This kind of 'list of actions' refers back to the subject last mentioned, not a new subject yet to arrive.
It was a fine gun which he forged, stocked, and completed himself.
He forged it, then stocked it, then completed it.
If you think that 'completed' might be considered ambiguous [I don't at all, btw] then try replacing it with a less ambiguous word & see if that works…
It was a fine gun which he forged, stocked, and killed himself.
…you see it no longer makes any sense.
It was a fine gun which he forged, stocked, and shot himself.
Now, this could be ambiguous, but as we've already established you look back in the sentence, not forwards, then you would understand it to mean he used it for shooting [ducks, deer, other people], not for shooting himself.
You could do away with 'himself' entirely without changing the meaning of the sentence.
It was a fine gun which he forged, stocked, and completed.
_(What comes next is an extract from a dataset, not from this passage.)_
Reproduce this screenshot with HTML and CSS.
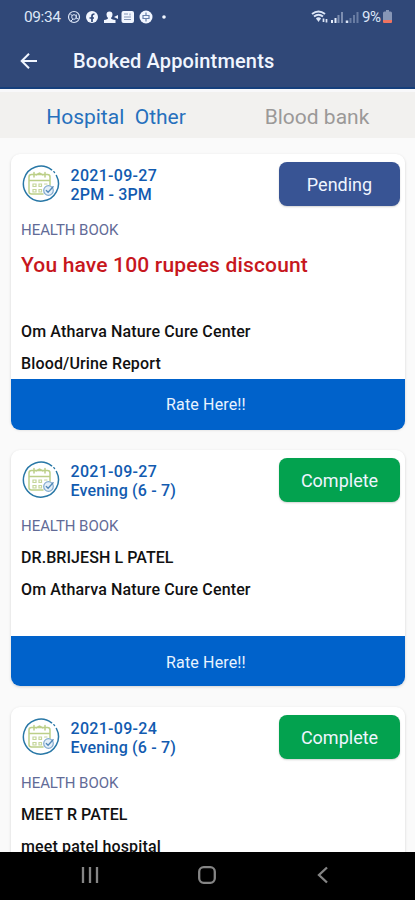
FILE: index.html
```html
<!DOCTYPE html>
<html lang="en">
<head>
<meta charset="utf-8">
<meta name="viewport" content="width=device-width, initial-scale=1">
<title>Booked Appointments</title>
<link rel="stylesheet" href="styles.css">
</head>
<body>
<svg class="defs" aria-hidden="true">
  <symbol id="calendar" viewBox="0 0 38 38">
    <g fill="none" stroke-linecap="round">
      <path d="M29.600 4.800A17.500 17.500 0 1 0 34.400 10.500" stroke="#2877a6" stroke-width="1.500"/>
      <path d="M31.800 6.600l.8.9" stroke="#2877a6" stroke-width="1.300"/>
      <path d="M28 20V12Q28 9.500 25.500 9.500H9.500Q7 9.500 7 12V26.500Q7 29 9.500 29H21M7 15.500H28M12 7.500V12M23 7.500V12M14 10L17.500 8L21 10" stroke="#bccf88" stroke-width="1.500"/>
      <path d="M11 19h3v2.500h-3zM17 19h2.500v2.500H17zM22.500 19h2.500M11 24.500h3V27h-3zM17 24.500h2.500V27H17z" stroke="#c5d69b" stroke-width="1.200"/>
      <circle cx="26.500" cy="25.500" r="4.800" fill="#e4eff8" stroke="#82aacf" stroke-width="1.200"/>
      <path d="M24.300 25.500l1.800 1.800 5-5.500" stroke="#5288b8" stroke-width="1.300"/>
    </g>
  </symbol>
</svg>
<div class="screen">
  <header class="top">
    <div class="status">
      <span class="clock">09:34</span>
      <svg class="notices" viewBox="0 0 102 16" width="102" height="16" fill="none">
        <circle cx="7" cy="8" r="5.500" stroke="#dce6f7" stroke-width="1.200"/>
        <circle cx="7" cy="8" r="2.300" stroke="#dce6f7"/><path d="M9.300 5.500v3q0 2 2 1M3.500 5l2 2M4 12l2-2" stroke="#dce6f7"/>
        <circle cx="25" cy="8" r="6" fill="#f1f6ff"/><path d="M25 13V7q0-2 2.500-2M22.500 9h4.500" stroke="#304878" stroke-width="1.700"/>
        <path d="M42.500 2.500q3 0 3 3 0 2-1.500 3.500 0 1.500 4.500 2v3H37v-3q4-.5 4-2-1.500-1.500-1.500-3.500 0-3 3-3zM47 8l4-2v4z" fill="#f1f6ff"/>
        <rect x="54.500" y="2" width="12.500" height="12" rx="2" fill="#f1f6ff"/><path d="M57 5h4M57 8h7M57 10.500h7M63 4.500v2" stroke="#8295b7" stroke-width="1"/>
        <circle cx="79" cy="8" r="6.500" fill="#f1f6ff"/><path d="M79 3.500v3M76 6.500h6v3h-6zM79 9.500v3" stroke="#6780aa" stroke-width="1.200"/>
        <circle cx="97" cy="8" r="1.800" fill="#f1f6ff"/>
      </svg>
      <svg class="signals" viewBox="0 0 48 16" width="48" height="16" fill="none">
        <path d="M1 5Q7.500 0 14 5M3 7.500q4.500-3.500 9 0M5.500 10q2-1.500 4 0" stroke="#dce6f7" stroke-width="2"/>
        <path d="M7.500 13L5.500 10h4z" fill="#dce6f7"/><path d="M12.500 13V9.500M15.500 10v3.500" stroke="#dce6f7" stroke-width="1.700"/>
        <path d="M21 14v-3M24.500 14V9" stroke="#e6eefb" stroke-width="2"/><path d="M27.500 14V6M31 14V3" stroke="#7d8eb0" stroke-width="2"/>
        <path d="M36 14v-2.500" stroke="#dce6f7" stroke-width="2.500"/><path d="M39.500 14V9M43 14V6M46.500 14V3" stroke="#697da3" stroke-width="2"/>
      </svg>
      <span class="percent">9%</span>
      <svg class="battery" viewBox="0 0 9 14" width="9" height="14">
        <path d="M3 0h3v1.500h1.500Q9 1.500 9 3v8H0V3q0-1.500 1.500-1.500H3z" fill="#8797b7"/><path d="M0 10h9v2q0 1-1 1H1q-1 0-1-1z" fill="#ef7461"/>
      </svg>
    </div>
    <div class="bar">
      <svg class="back" viewBox="0 0 18 18" width="18" height="18" fill="none" stroke="#f1f6ff" stroke-width="2"><path d="M17 9H2M9 1.700L1.700 9 9 16.300"/></svg>
      <h1>Booked Appointments</h1>
    </div>
  </header>
  <nav class="tabs">
    <span class="tab active">Hospital&nbsp; Other</span>
    <span class="tab">Blood bank</span>
  </nav>
  <main class="list">
    <article class="card first">
      <div class="head">
        <svg class="cal"><use href="#calendar"/></svg>
        <div class="when"><div class="date">2021-09-27</div><div class="slot">2PM - 3PM</div></div>
        <span class="badge pending">Pending</span>
      </div>
      <div class="book">HEALTH BOOK</div>
      <div class="offer">You have 100 rupees discount</div>
      <div class="line">Om Atharva Nature Cure Center</div>
      <div class="line">Blood/Urine Report</div>
      <div class="rate">Rate Here!!</div>
    </article>
    <article class="card second">
      <div class="head">
        <svg class="cal"><use href="#calendar"/></svg>
        <div class="when"><div class="date">2021-09-27</div><div class="slot">Evening (6 - 7)</div></div>
        <span class="badge complete">Complete</span>
      </div>
      <div class="book">HEALTH BOOK</div>
      <div class="line name">DR.BRIJESH L PATEL</div>
      <div class="line">Om Atharva Nature Cure Center</div>
      <div class="rate">Rate Here!!</div>
    </article>
    <article class="card third">
      <div class="head">
        <svg class="cal"><use href="#calendar"/></svg>
        <div class="when"><div class="date">2021-09-24</div><div class="slot">Evening (6 - 7)</div></div>
        <span class="badge complete">Complete</span>
      </div>
      <div class="book">HEALTH BOOK</div>
      <div class="line name">MEET R PATEL</div>
      <div class="line">meet patel hospital</div>
    </article>
  </main>
  <footer class="system">
    <svg viewBox="0 0 18 18" width="18" height="18" fill="none" stroke="#858585" stroke-width="2.300"><path d="M2 1v16M9 1v16M16 1v16"/></svg>
    <svg viewBox="0 0 18 18" width="18" height="18" fill="none" stroke="#858585" stroke-width="2.300"><rect x="1.200" y="1.200" width="15.600" height="15.600" rx="4.500"/></svg>
    <svg viewBox="0 0 18 18" width="18" height="18" fill="none" stroke="#858585" stroke-width="2.300"><path d="M13 1.500L5 9l8 7.500"/></svg>
  </footer>
</div>
</body>
</html>
```
FILE: styles.css
```css
* { box-sizing: border-box; }
body { margin: 0; font-family: Roboto, "Liberation Sans", sans-serif; background: #fafafa; }
svg { display: block; flex: none; }
.defs { display: none; }
.screen { width: 415px; height: 900px; display: flex; flex-direction: column; overflow: hidden; }
.top { height: 89px; flex: none; background: #304878; border-bottom: 2px solid #153f7c; color: #f1f6ff; }
.status { height: 34px; padding: 0 23px 1px 24px; display: flex; align-items: center; font-size: 15.500px; color: #dce6f7; }
.clock { width: 37px; white-space: nowrap; letter-spacing: -.4px; }
.notices { margin-left: 6px; }
.signals { margin-left: auto; }
.percent { width: 20px; margin-left: 3px; white-space: nowrap; font-size: 15px; letter-spacing: -.5px; }
.battery { margin-left: 1px; }
.bar { height: 54px; display: flex; align-items: center; padding-left: 20px; }
h1 { margin: 0 0 0 35px; font-size: 20px; font-weight: 500; line-height: 24px; letter-spacing: .15px; white-space: nowrap; }
.tabs { height: 49px; flex: none; border-top: 3px solid #f8f8fa; background: #f2f1ef; display: grid; grid-template-columns: 232px 170px; padding-top: 12px; }
.tab { text-align: center; line-height: 27px; font-size: 21px; color: #9b9998; white-space: nowrap; }
.tab.active { color: #2670bd; }
.list { height: 714px; flex: none; overflow: hidden; padding: 16px 10px 0 11px; display: flex; flex-direction: column; gap: 21px; }
.card { flex: none; border-radius: 9px; background: #fff; box-shadow: 0 1px 3px rgba(0,0,0,.16); display: flex; flex-direction: column; }
.first { height: 275px; }
.second { height: 236px; }
.third { height: 236px; }
.head { height: 60px; display: flex; flex: none; padding: 8px 5px 0 10.500px; }
.cal { width: 38px; height: 38px; margin-top: 3px; }
.when { margin: 4px 0 0 11px; color: #125bb0; font-size: 16px; font-weight: 500; line-height: 19px; white-space: nowrap; }
.date { letter-spacing: .3px; }
.slot { letter-spacing: .17px; }
.badge { width: 121px; height: 44px; margin-left: auto; border-radius: 8px; color: #eef5ff; font-size: 18px; line-height: 46px; text-align: center; box-shadow: 0 1px 2px rgba(0,0,0,.18); }
.pending { background: #385494; }
.complete { background: #03a24f; }
.book { height: 32px; flex: none; padding-left: 10px; line-height: 33px; font-size: 15px; letter-spacing: -.05px; color: #626b97; white-space: nowrap; }
.offer { height: 70px; flex: none; padding-left: 10px; line-height: 39px; color: #c7171d; font-size: 21px; font-weight: 500; letter-spacing: .17px; white-space: nowrap; }
.line { height: 32px; flex: none; padding-left: 10px; line-height: 32px; font-size: 16px; font-weight: 500; letter-spacing: .14px; color: #111; white-space: nowrap; }
.name { letter-spacing: .07px; }
.rate { height: 50px; flex: none; margin-top: auto; padding-right: 4px; border-radius: 0 0 9px 9px; background: #0062cb; color: #e9f3ff; font-size: 16px; letter-spacing: .15px; line-height: 53px; text-align: center; }
.first { height: 274.500px; margin-bottom: .5px; }
.first .rate { height: 50.500px; margin-top: -1px; line-height: 52px; }
.system { height: 48px; flex: none; background: #000; display: flex; align-items: center; justify-content: space-between; padding: 0 83px 2px 81px; }
```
You can see how this natural tendency works if you intentionally break it by introducing a subordinate clause which pushes our 'last subject mentioned' out of order.
Bath wanted, for old lady, with tin bottom.
There - we broke it. It's not the old lady who has a tin bottom, it's the bath, yet breaking this natural order makes the sentence confusingly ambiguous.
We would naturally want this sentence to be
Bath with tin bottom wanted, for old lady.
Then the tin bottom refers directly to the subject before it - the bath.